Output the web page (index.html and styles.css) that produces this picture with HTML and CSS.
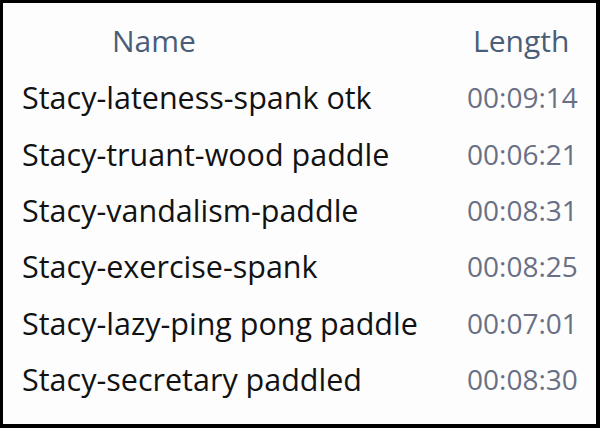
FILE: index.html
```html
<!DOCTYPE html>
<html>
<head>
<meta charset="utf-8">
<link rel="stylesheet" href="styles.css">
</head>
<body>
<div class="frame">
  <div class="list">
    <div class="hdr name-h">Name</div>
    <div class="hdr len-h">Length</div>
    <div class="name">Stacy-lateness-spank otk</div><div class="len">00:09:14</div>
    <div class="name">Stacy-truant-wood paddle</div><div class="len">00:06:21</div>
    <div class="name">Stacy-vandalism-paddle</div><div class="len">00:08:31</div>
    <div class="name">Stacy-exercise-spank</div><div class="len">00:08:25</div>
    <div class="name">Stacy-lazy-ping pong paddle</div><div class="len">00:07:01</div>
    <div class="name">Stacy-secretary paddled</div><div class="len">00:08:30</div>
  </div>
</div>
</body>
</html>
```
FILE: styles.css
```css
html, body { margin: 0; padding: 0; background: #000; }
.frame {
  box-sizing: border-box;
  width: 600px;
  height: 428px;
  border-style: solid;
  border-color: #000;
  border-width: 3px 4px 4px 3px;
  background: #fdfdfd;
  font-family: "Open Sans", "Noto Sans", sans-serif;
  font-size: 30.5px;
}
.list {
  display: grid;
  grid-template-columns: 445px 1fr;
  grid-auto-rows: 56.3px;
  padding: 10px 0 0 19px;
  align-items: center;
}
.hdr { color: #4a5d78; height: 56px; line-height: 56px; font-size: 30px; }
.name-h { padding-left: 90px; }
.len-h { padding-left: 6px; }
.name { color: #121212; }
.len { color: #6a6f84; font-size: 28px; }
```
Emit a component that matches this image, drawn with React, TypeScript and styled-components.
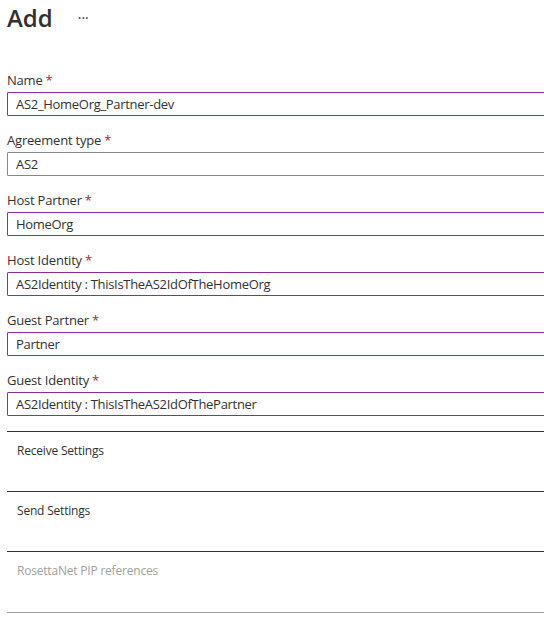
import React from "react";
import styled, { createGlobalStyle } from "styled-components";

const GlobalStyle = createGlobalStyle`
  html, body {
    margin: 0;
    padding: 0;
    background: #ffffff;
    overflow: hidden;
  }
  body {
    font-family: "Open Sans", "Noto Sans", sans-serif;
    color: #323130;
  }
`;

const Page = styled.div`
  width: 620px;
  padding: 0 0 0 7px;
`;

const Header = styled.header`
  display: flex;
  align-items: center;
  height: 36px;
  margin-bottom: 34px;
`;

const Title = styled.h1`
  margin: 0;
  font-size: 24px;
  font-weight: 600;
  line-height: 36px;
  color: #323130;
`;

const MoreButton = styled.button`
  margin-left: 25px;
  padding: 0;
  border: none;
  background: transparent;
  font-family: inherit;
  font-size: 14px;
  line-height: 14px;
  color: #323130;
  cursor: pointer;
`;

const Field = styled.div`
  display: flex;
  flex-direction: column;
  margin-bottom: 14px;
`;

const Label = styled.label`
  font-size: 13px;
  line-height: 20px;
  letter-spacing: -0.2px;
  margin-bottom: 2px;
  color: #323130;
`;

const Required = styled.span`
  color: #a4262c;
  margin-left: 3px;
`;

const TextInput = styled.input<{ $muted?: boolean }>`
  box-sizing: border-box;
  width: 100%;
  height: 24px;
  padding: 0 8px;
  margin: 0;
  border: 1px solid ${(p) => (p.$muted ? "#8a8886" : "#8a2da5")};
  border-radius: 1px;
  font-family: inherit;
  font-size: 13px;
  letter-spacing: -0.3px;
  color: #323130;
  background: #ffffff;
  outline: none;
`;

const Sections = styled.div`
  margin-top: 15px;
`;

const Section = styled.div<{ $disabled?: boolean }>`
  box-sizing: border-box;
  height: 60px;
  padding: 11px 0 0 10px;
  border-top: 1px solid #323130;
  font-size: 12px;
  line-height: 16px;
  letter-spacing: -0.2px;
  color: ${(p) => (p.$disabled ? "#a19f9d" : "#323130")};

  &:last-child {
    height: 62px;
    border-bottom: 1px solid #a19f9d;
  }
`;

const fields = [
  { label: "Name", value: "AS2_HomeOrg_Partner-dev" },
  { label: "Agreement type", value: "AS2", muted: true },
  { label: "Host Partner", value: "HomeOrg" },
  { label: "Host Identity", value: "AS2Identity : ThisIsTheAS2IdOfTheHomeOrg" },
  { label: "Guest Partner", value: "Partner" },
  { label: "Guest Identity", value: "AS2Identity : ThisIsTheAS2IdOfThePartner" },
];

const sections = [
  { title: "Receive Settings" },
  { title: "Send Settings" },
  { title: "RosettaNet PIP references", disabled: true },
];

export default function App() {
  return (
    <>
      <GlobalStyle />
      <Page>
        <Header>
          <Title>Add</Title>
          <MoreButton aria-label="More">···</MoreButton>
        </Header>
        {fields.map((f) => (
          <Field key={f.label}>
            <Label>
              {f.label}
              <Required>*</Required>
            </Label>
            <TextInput $muted={f.muted} value={f.value} readOnly />
          </Field>
        ))}
        <Sections>
          {sections.map((s) => (
            <Section key={s.title} $disabled={s.disabled}>
              {s.title}
            </Section>
          ))}
        </Sections>
      </Page>
    </>
  );
}
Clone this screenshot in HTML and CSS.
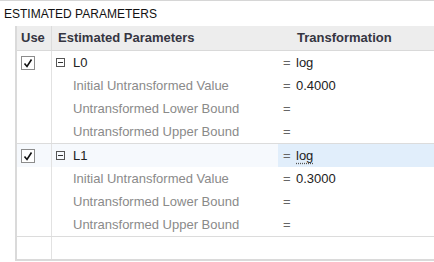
FILE: index.html
```html
<!DOCTYPE html>
<html lang="en">
<head>
	<meta charset="UTF-8">
	<title>Estimated Parameters</title>
	<link rel="stylesheet" href="styles.css">
</head>
<body>
	<div class="panel">
		<h2 class="title">ESTIMATED PARAMETERS</h2>

		<div class="grid">
			<div class="row head">
				<div class="cell use">Use</div>
				<div class="cell name">Estimated Parameters</div>
				<div class="cell trans">Transformation</div>
			</div>

			<div class="group">
				<div class="row">
					<div class="cell use">
						<svg class="check" viewBox="0 0 14 14"><rect x="0.5" y="0.5" width="13" height="13" fill="#fff" stroke="#8c8c8c"/><path d="M3.5 7.5 L6 10.5 L10.5 3.5" fill="none" stroke="#111" stroke-width="1.6"/></svg>
					</div>
					<div class="cell name top"><span class="minus"></span>L0</div>
					<div class="cell trans"><span class="eq">=</span>log</div>
				</div>
				<div class="row">
					<div class="cell use"></div>
					<div class="cell name sub">Initial Untransformed Value</div>
					<div class="cell trans"><span class="eq">=</span>0.4000</div>
				</div>
				<div class="row">
					<div class="cell use"></div>
					<div class="cell name sub">Untransformed Lower Bound</div>
					<div class="cell trans"><span class="eq">=</span></div>
				</div>
				<div class="row">
					<div class="cell use"></div>
					<div class="cell name sub">Untransformed Upper Bound</div>
					<div class="cell trans"><span class="eq">=</span></div>
				</div>
			</div>

			<div class="group">
				<div class="row selected">
					<div class="cell use">
						<svg class="check" viewBox="0 0 14 14"><rect x="0.5" y="0.5" width="13" height="13" fill="#fff" stroke="#8c8c8c"/><path d="M3.5 7.5 L6 10.5 L10.5 3.5" fill="none" stroke="#111" stroke-width="1.6"/></svg>
					</div>
					<div class="cell name top"><span class="minus"></span>L1</div>
					<div class="cell trans active"><span class="eq">=</span><span class="dotted">log</span></div>
				</div>
				<div class="row">
					<div class="cell use"></div>
					<div class="cell name sub">Initial Untransformed Value</div>
					<div class="cell trans"><span class="eq">=</span>0.3000</div>
				</div>
				<div class="row">
					<div class="cell use"></div>
					<div class="cell name sub">Untransformed Lower Bound</div>
					<div class="cell trans"><span class="eq">=</span></div>
				</div>
				<div class="row">
					<div class="cell use"></div>
					<div class="cell name sub">Untransformed Upper Bound</div>
					<div class="cell trans"><span class="eq">=</span></div>
				</div>
			</div>

			<div class="group empty">
				<div class="row">
					<div class="cell use"></div>
					<div class="cell name"></div>
					<div class="cell trans"></div>
				</div>
			</div>
		</div>
	</div>
</body>
</html>
```

FILE: styles.css
```css
body{
	margin: 0;
	font-family: "Liberation Sans", Arial, sans-serif;
	font-size: 13px;
	color: #222;
	background: #fff;
}

.panel{
	border-top: 1px solid #d6d6d6;
	height: 261px;
	overflow: hidden;
}

.title{
	margin: 0;
	padding: 6px 0 0 4px;
	height: 19px;
	font-size: 12px;
	font-weight: normal;
	color: #111;
	line-height: 15px;
}

.grid{
	margin-left: 15px;
	border-left: 2px solid #dadada;
	border-bottom: 2px solid #dadada;
}

.row{
	display: grid;
	grid-template-columns: 35px 226px 1fr;
	height: 23px;
	line-height: 23px;
}

.cell{
	white-space: nowrap;
	overflow: hidden;
}

.use{
	border-right: 1px solid #e2e2e2;
	display: flex;
	align-items: center;
	padding-left: 4px;
}

.head{
	height: 24px;
	line-height: 24px;
	background: #ededed;
	border-bottom: 1px solid #d9d9d9;
	font-weight: bold;
	color: #353541;
}

.head .use{
	border-right-color: #dcdcdc;
	padding-left: 4px;
}

.head .name{
	padding-left: 6px;
}

.head .trans{
	padding-left: 19px;
}

.group{
	border-bottom: 1px solid #dcdcdc;
}

.group.empty{
	border-bottom: none;
}

.group.empty .row{
	height: 22px;
}

.check{
	width: 14px;
	height: 14px;
	display: block;
}

.name{
	padding-left: 4px;
}

.name.top{
	display: flex;
	align-items: center;
}

.minus{
	width: 7px;
	height: 7px;
	border: 1px solid #555;
	margin-right: 8px;
	position: relative;
}

.minus::after{
	content: "";
	position: absolute;
	left: 1px;
	right: 1px;
	top: 3px;
	height: 1px;
	background: #333;
}

.sub{
	padding-left: 21px;
	color: #8a8a8a;
}

.trans{
	padding-left: 5px;
}

.eq{
	color: #666;
	display: inline-block;
	width: 13px;
}

.selected{
	background: #f6f9fd;
}

.active{
	background: #e1eefb;
}

.dotted{
	text-decoration: underline dotted #555;
	text-underline-offset: 3px;
}
```
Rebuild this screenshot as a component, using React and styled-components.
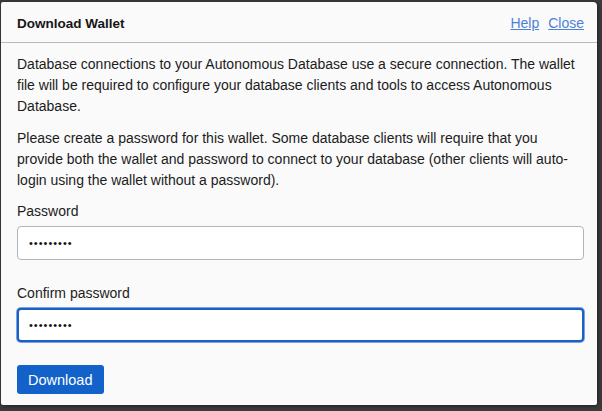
import React from "react";
import styled, { createGlobalStyle } from "styled-components";

const GlobalStyle = createGlobalStyle`
    html, body {
        margin: 0;
        padding: 0;
        background: #3c3c3c;
        font-family: "Liberation Sans", Arial, Helvetica, sans-serif;
    }
    #root {
        min-height: 411px;
        padding-top: 2px;
        padding-left: 1px;
        box-sizing: border-box;
    }
`;

const Dialog = styled.div`
    width: 596px;
    height: 403px;
    background: #fafafa;
    border-radius: 2px 4px 2px 2px;
    box-shadow: 1px 1px 4px rgba(0, 0, 0, 0.5);
    box-sizing: border-box;
    display: flex;
    flex-direction: column;
    overflow: hidden;
`;

const Header = styled.div`
    height: 42px;
    box-sizing: border-box;
    padding: 2px 13px 0 16px;
    border-bottom: 1px solid #b6b9c2;
    display: flex;
    align-items: center;
    justify-content: space-between;
`;

const Title = styled.h1`
    margin: 0;
    font-size: 13.5px;
    font-weight: bold;
    color: #161616;
`;

const Links = styled.div`
    display: flex;
    gap: 9px;
`;

const HeaderLink = styled.a`
    font-size: 14px;
    color: #4f80d8;
    text-decoration: underline;
    cursor: pointer;
`;

const Body = styled.div`
    padding: 11px 13px 11px 16px;
    color: #1c1c1c;
    font-size: 14px;
    line-height: 21px;
`;

const Paragraph = styled.p`
    margin: 0 0 ${(p) => (p.$last ? "10px" : "11px")};
`;

const Field = styled.div`
    display: flex;
    flex-direction: column;
    margin-bottom: ${(p) => p.$gap};
`;

const Label = styled.label`
    font-size: 14px;
    line-height: 21px;
    color: #1c1c1c;
    margin-bottom: 4px;
`;

const Input = styled.input`
    height: 34px;
    box-sizing: border-box;
    background: #fff;
    border: ${(p) => (p.$focused ? "2px solid #1a5fc6" : "1px solid #b1b4ba")};
    box-shadow: ${(p) => (p.$focused ? "0 0 0 1px #79a2e6" : "none")};
    border-radius: 4px;
    padding: 0 ${(p) => (p.$focused ? "10px" : "11px")};
    font-size: 11px;
    font-family: "Liberation Sans", Arial, sans-serif;
    color: #111;
    caret-color: #111;
    outline: none;
    letter-spacing: 1px;
`;

const DownloadButton = styled.button`
    align-self: flex-start;
    height: 29px;
    padding: 0 11px;
    border: none;
    border-radius: 3px;
    background: #1262c9;
    color: #fff;
    font-size: 14.5px;
    font-family: "Liberation Sans", Arial, sans-serif;
    cursor: pointer;
`;

export default function App() {
    return (
        <>
            <GlobalStyle />
            <Dialog role="dialog">
                <Header>
                    <Title>Download Wallet</Title>
                    <Links>
                        <HeaderLink>Help</HeaderLink>
                        <HeaderLink>Close</HeaderLink>
                    </Links>
                </Header>
                <Body>
                    <Paragraph>
                        Database connections to your Autonomous Database use a secure connection. The wallet
                        file will be required to configure your database clients and tools to access Autonomous
                        Database.
                    </Paragraph>
                    <Paragraph $last>
                        Please create a password for this wallet. Some database clients will require that you
                        provide both the wallet and password to connect to your database (other clients will auto-
                        login using the wallet without a password).
                    </Paragraph>
                    <Field $gap="23px">
                        <Label htmlFor="pw">Password</Label>
                        <Input id="pw" type="password" defaultValue="123456789" />
                    </Field>
                    <Field $gap="23px">
                        <Label htmlFor="pw2">Confirm password</Label>
                        <Input id="pw2" type="password" defaultValue="123456789" $focused autoFocus />
                    </Field>
                    <DownloadButton>Download</DownloadButton>
                </Body>
            </Dialog>
        </>
    );
}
# # # #
*Exercise directions:* Search the listing for the string "using". Copy each line where it turns up.

*Output for this task:*
Rebuild this screenshot as a component, using React and styled-components.
                        login using the wallet without a password).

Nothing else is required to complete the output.